[Begin RECORDED INFORMATION]

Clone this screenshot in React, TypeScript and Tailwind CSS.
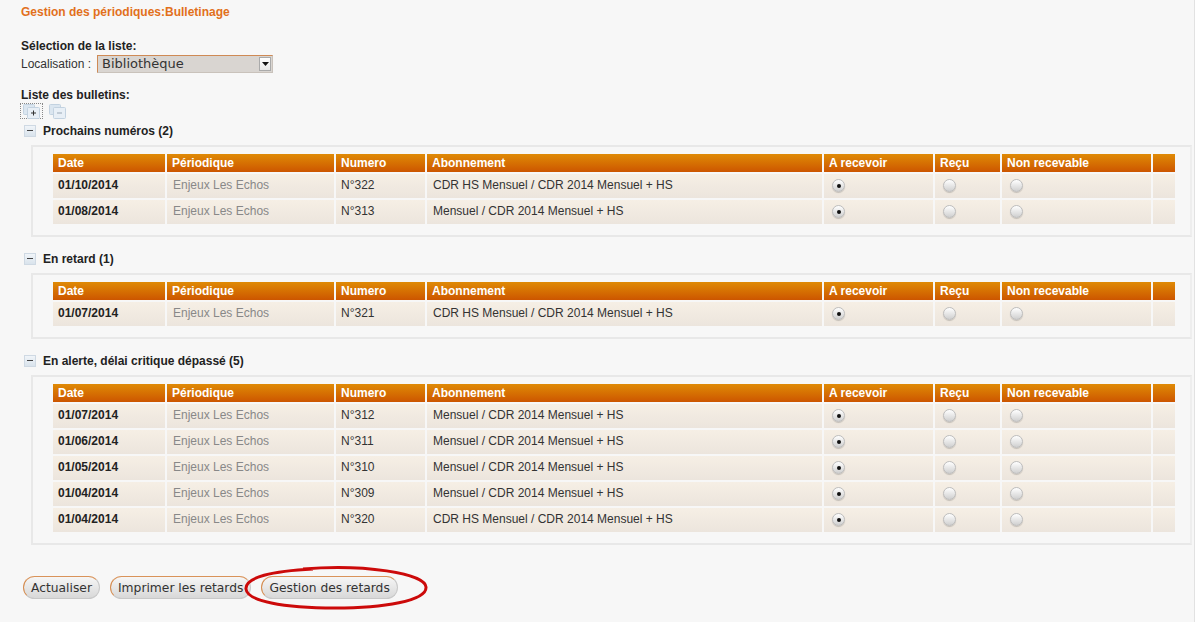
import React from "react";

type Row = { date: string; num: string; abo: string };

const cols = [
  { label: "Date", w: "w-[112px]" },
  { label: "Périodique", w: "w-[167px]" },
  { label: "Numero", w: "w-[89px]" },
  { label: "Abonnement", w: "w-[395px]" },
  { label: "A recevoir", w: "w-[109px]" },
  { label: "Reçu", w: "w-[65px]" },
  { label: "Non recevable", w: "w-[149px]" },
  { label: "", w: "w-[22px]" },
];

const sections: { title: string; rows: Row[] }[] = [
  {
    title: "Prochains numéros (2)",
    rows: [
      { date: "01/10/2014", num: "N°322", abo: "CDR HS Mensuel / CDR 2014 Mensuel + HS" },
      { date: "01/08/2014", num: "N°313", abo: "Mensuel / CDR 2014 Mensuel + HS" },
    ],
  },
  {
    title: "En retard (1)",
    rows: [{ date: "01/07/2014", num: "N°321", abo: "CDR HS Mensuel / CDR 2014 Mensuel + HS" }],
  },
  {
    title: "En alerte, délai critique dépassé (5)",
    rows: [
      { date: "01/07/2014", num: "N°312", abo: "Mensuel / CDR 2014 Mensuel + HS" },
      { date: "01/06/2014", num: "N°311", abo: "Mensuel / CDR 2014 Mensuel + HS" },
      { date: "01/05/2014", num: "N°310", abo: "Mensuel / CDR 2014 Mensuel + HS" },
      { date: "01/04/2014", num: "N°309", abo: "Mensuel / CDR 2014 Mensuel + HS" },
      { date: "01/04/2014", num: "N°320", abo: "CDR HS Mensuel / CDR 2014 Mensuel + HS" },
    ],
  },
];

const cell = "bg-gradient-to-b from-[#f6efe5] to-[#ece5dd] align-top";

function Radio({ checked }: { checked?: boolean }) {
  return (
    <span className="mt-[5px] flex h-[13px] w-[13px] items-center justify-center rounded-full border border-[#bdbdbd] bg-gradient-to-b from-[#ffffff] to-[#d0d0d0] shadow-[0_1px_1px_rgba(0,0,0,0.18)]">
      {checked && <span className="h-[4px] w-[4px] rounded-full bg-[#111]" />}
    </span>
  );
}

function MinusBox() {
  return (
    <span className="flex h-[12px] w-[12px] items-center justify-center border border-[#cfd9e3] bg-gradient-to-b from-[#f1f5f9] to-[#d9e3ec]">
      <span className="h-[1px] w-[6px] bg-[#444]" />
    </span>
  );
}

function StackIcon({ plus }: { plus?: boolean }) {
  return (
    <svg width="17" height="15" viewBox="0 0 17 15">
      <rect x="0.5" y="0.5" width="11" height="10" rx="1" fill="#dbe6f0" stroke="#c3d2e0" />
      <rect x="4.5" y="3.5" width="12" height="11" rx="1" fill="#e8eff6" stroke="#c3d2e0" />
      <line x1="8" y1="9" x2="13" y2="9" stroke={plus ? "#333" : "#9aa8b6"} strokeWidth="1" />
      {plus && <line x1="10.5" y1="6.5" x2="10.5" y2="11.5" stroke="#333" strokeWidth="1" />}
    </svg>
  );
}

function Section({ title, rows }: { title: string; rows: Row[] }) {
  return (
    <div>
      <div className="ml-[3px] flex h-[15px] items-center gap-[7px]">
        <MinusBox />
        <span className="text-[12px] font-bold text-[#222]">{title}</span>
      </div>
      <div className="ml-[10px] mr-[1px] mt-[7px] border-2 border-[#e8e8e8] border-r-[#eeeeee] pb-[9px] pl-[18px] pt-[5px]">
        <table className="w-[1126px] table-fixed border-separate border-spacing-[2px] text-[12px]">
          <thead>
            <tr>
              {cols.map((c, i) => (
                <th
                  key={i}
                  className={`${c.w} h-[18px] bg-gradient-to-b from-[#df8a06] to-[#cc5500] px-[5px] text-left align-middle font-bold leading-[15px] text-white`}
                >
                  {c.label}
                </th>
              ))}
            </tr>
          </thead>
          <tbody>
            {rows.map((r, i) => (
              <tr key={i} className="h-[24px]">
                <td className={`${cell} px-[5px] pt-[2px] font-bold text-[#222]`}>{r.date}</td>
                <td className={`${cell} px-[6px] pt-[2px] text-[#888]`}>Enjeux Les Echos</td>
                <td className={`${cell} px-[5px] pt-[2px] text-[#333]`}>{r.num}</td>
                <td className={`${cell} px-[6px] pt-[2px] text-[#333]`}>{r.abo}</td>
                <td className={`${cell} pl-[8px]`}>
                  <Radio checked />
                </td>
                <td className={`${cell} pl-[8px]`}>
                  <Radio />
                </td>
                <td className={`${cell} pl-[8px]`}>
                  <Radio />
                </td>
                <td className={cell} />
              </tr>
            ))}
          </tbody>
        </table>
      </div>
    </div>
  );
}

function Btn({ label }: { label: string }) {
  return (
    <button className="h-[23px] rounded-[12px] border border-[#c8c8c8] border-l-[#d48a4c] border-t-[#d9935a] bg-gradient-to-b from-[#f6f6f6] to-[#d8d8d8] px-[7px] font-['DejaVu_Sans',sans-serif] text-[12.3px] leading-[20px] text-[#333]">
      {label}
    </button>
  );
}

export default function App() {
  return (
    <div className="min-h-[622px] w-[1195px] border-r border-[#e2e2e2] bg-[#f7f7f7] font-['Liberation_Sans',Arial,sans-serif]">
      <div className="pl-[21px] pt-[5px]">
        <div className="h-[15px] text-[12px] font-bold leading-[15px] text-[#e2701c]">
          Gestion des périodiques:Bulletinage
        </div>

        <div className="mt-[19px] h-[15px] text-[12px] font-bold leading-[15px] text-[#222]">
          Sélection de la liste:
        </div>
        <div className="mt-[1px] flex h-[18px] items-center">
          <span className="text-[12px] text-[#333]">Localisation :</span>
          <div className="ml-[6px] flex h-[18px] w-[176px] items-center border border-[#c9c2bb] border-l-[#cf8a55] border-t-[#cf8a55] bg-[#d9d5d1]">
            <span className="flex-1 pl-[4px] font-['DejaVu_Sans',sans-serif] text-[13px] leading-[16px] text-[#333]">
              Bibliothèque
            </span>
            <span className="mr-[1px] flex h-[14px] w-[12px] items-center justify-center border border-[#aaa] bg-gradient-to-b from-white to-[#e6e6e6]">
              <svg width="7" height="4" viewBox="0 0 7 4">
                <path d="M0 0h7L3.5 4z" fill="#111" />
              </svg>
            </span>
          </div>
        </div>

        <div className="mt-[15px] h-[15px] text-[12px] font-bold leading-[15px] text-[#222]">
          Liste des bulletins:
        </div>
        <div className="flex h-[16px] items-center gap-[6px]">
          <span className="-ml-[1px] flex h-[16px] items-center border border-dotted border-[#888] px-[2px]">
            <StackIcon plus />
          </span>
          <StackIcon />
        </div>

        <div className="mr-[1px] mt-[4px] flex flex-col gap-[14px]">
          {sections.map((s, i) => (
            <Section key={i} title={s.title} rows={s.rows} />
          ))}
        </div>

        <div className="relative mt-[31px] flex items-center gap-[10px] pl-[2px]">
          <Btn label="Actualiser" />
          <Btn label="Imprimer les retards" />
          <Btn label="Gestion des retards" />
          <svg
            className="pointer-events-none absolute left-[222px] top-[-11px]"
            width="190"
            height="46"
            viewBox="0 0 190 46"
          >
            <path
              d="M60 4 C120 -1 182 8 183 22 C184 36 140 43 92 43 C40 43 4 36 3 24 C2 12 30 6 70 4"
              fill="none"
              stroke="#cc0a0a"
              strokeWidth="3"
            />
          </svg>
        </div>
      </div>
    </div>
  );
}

[End RECORDED INFORMATION]

### EXERCISE PROMPT
Make an exact copy of the lines from the top of the material through the line with "string; num: string;", pictures excluded.

### THE SOLUTION
Clone this screenshot in React, TypeScript and Tailwind CSS.
import React from "react";

type Row = { date: string; num: string; abo: string };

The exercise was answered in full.